Calibration is one of the least measured skills in professional life. Most training focuses on domain knowledge — how to analyse markets, manage teams, evaluate investments, build products. Almost none focuses on meta-knowledge — how to assess the reliability of your own judgements within those domains. The result is a workforce of specialists who are excellent at generating analyses and recommendations but poor at knowing how much to trust those analyses and recommendations.

Tetlock’s superforecasters demonstrated that calibration is trainable. It improves with practice, feedback, and the willingness to confront the gap between confidence and accuracy. The practice isn’t complicated: make predictions, assign probabilities, record them, compare them to outcomes, and notice the pattern. The feedback is automatic once the tracking system is in place. The willingness — to see yourself as systematically overconfident and to use that knowledge to adjust — is the hardest part, and the most valuable.

Every other decision skill in this deck is an input to judgement. Calibration is the quality control on the judgement itself.

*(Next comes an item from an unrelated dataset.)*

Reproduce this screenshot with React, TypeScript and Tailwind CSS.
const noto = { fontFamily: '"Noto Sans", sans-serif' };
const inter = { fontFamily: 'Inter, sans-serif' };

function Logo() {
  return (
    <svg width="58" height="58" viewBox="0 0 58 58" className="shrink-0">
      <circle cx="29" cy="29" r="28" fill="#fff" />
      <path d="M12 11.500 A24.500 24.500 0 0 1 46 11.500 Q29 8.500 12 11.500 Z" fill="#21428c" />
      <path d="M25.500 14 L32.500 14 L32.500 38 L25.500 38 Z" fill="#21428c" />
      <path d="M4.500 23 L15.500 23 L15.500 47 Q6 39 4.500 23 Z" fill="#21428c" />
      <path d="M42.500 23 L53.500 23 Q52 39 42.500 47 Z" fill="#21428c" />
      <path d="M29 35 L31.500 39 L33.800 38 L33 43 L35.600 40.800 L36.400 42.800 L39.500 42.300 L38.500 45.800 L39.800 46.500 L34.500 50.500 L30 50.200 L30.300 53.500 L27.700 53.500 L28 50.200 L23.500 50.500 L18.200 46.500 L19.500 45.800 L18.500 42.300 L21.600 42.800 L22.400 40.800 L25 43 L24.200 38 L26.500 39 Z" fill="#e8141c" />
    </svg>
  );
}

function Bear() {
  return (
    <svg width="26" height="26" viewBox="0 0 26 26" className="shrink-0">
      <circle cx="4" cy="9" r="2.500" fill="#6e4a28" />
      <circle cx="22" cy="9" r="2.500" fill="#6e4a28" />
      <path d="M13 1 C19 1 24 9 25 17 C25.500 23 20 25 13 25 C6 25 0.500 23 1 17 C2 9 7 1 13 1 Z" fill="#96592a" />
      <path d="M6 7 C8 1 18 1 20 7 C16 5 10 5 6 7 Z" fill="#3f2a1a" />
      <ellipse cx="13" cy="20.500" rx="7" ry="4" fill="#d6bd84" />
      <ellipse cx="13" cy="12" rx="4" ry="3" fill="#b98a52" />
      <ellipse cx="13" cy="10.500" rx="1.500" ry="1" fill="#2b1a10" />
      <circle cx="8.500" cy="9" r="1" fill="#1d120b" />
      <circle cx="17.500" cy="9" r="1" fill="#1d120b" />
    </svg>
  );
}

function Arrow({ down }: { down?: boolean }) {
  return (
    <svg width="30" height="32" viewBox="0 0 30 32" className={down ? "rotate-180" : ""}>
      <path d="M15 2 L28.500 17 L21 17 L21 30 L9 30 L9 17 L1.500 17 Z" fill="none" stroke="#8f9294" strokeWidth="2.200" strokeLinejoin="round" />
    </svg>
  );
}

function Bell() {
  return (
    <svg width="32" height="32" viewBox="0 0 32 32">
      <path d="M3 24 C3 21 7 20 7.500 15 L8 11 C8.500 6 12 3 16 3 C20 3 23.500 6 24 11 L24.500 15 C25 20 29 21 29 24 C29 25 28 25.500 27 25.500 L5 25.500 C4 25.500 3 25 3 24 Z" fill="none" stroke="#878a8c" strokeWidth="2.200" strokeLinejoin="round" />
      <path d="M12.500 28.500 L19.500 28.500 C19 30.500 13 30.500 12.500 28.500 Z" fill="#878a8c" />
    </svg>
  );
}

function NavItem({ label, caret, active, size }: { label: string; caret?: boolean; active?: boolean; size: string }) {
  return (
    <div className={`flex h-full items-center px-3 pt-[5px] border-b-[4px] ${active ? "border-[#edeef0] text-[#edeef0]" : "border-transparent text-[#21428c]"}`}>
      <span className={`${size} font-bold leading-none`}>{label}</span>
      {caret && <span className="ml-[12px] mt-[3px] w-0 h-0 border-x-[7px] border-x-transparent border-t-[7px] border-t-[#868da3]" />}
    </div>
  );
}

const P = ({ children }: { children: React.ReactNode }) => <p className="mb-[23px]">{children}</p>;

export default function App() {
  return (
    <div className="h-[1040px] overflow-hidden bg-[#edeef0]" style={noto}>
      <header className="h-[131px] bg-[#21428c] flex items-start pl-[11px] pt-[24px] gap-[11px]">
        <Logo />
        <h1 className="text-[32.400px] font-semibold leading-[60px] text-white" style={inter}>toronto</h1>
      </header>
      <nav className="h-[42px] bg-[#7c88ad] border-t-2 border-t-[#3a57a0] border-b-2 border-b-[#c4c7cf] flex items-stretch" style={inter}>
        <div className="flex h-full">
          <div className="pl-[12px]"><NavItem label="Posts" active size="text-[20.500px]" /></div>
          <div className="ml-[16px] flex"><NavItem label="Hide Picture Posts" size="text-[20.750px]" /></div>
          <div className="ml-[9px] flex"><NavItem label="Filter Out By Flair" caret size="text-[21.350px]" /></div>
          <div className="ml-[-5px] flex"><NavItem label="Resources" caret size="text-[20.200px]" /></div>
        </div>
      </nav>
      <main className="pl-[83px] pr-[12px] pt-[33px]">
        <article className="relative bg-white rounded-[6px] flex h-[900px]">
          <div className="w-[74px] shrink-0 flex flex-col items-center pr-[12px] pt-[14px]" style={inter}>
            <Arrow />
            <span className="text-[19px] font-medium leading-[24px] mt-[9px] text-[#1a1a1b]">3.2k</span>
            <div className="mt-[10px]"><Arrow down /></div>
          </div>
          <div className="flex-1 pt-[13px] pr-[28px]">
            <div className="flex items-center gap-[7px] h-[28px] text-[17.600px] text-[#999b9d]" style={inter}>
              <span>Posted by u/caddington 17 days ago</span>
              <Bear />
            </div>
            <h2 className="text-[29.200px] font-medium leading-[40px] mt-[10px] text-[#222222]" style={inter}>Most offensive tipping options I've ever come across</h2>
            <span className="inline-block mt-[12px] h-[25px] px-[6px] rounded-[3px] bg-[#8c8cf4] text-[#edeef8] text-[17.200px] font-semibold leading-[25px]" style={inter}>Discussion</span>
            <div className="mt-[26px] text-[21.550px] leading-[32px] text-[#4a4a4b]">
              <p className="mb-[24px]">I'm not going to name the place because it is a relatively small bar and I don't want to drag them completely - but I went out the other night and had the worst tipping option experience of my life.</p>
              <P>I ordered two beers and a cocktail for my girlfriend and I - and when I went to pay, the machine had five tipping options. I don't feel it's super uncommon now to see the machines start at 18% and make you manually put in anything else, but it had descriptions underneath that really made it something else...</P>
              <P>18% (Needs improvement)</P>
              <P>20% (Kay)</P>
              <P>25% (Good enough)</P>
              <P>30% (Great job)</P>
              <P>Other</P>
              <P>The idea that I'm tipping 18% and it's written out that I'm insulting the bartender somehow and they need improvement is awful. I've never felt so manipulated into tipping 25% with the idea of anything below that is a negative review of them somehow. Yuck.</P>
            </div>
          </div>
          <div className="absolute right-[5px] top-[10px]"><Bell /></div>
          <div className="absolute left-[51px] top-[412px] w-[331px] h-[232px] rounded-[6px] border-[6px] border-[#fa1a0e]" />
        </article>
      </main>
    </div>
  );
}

Without it, you’re building decisions on a foundation that feels solid but has never been tested. With it, you know exactly how solid the foundation actually is — and that knowledge, uncomfortable as it sometimes is, is the starting point for every genuine improvement in the quality of your decisions.

References

Lichtenstein, S., Fischhoff, B., & Phillips, L. D. (1982). Calibration of probabilities: The state of the art to 1980. In D. Kahneman, P. Slovic, & A. Tversky (Eds.), Judgment Under Uncertainty: Heuristics and Biases (pp. 306–334). Cambridge University Press.
Moore, D. A., & Healy, P. J. (2008). The trouble with overconfidence. Psychological Review, 115(2), 502–517.
Tetlock, P. E., & Gardner, D. (2015). Superforecasting: The Art and Science of Prediction. Crown.
Keren, G. (1991). Calibration and probability judgements: Conceptual and methodological issues. Acta Psychologica, 77(3), 217–273.
Russo, J. E., & Schoemaker, P. J. H. (1992). Managing overconfidence. Sloan Management Review, 33(2), 7–17.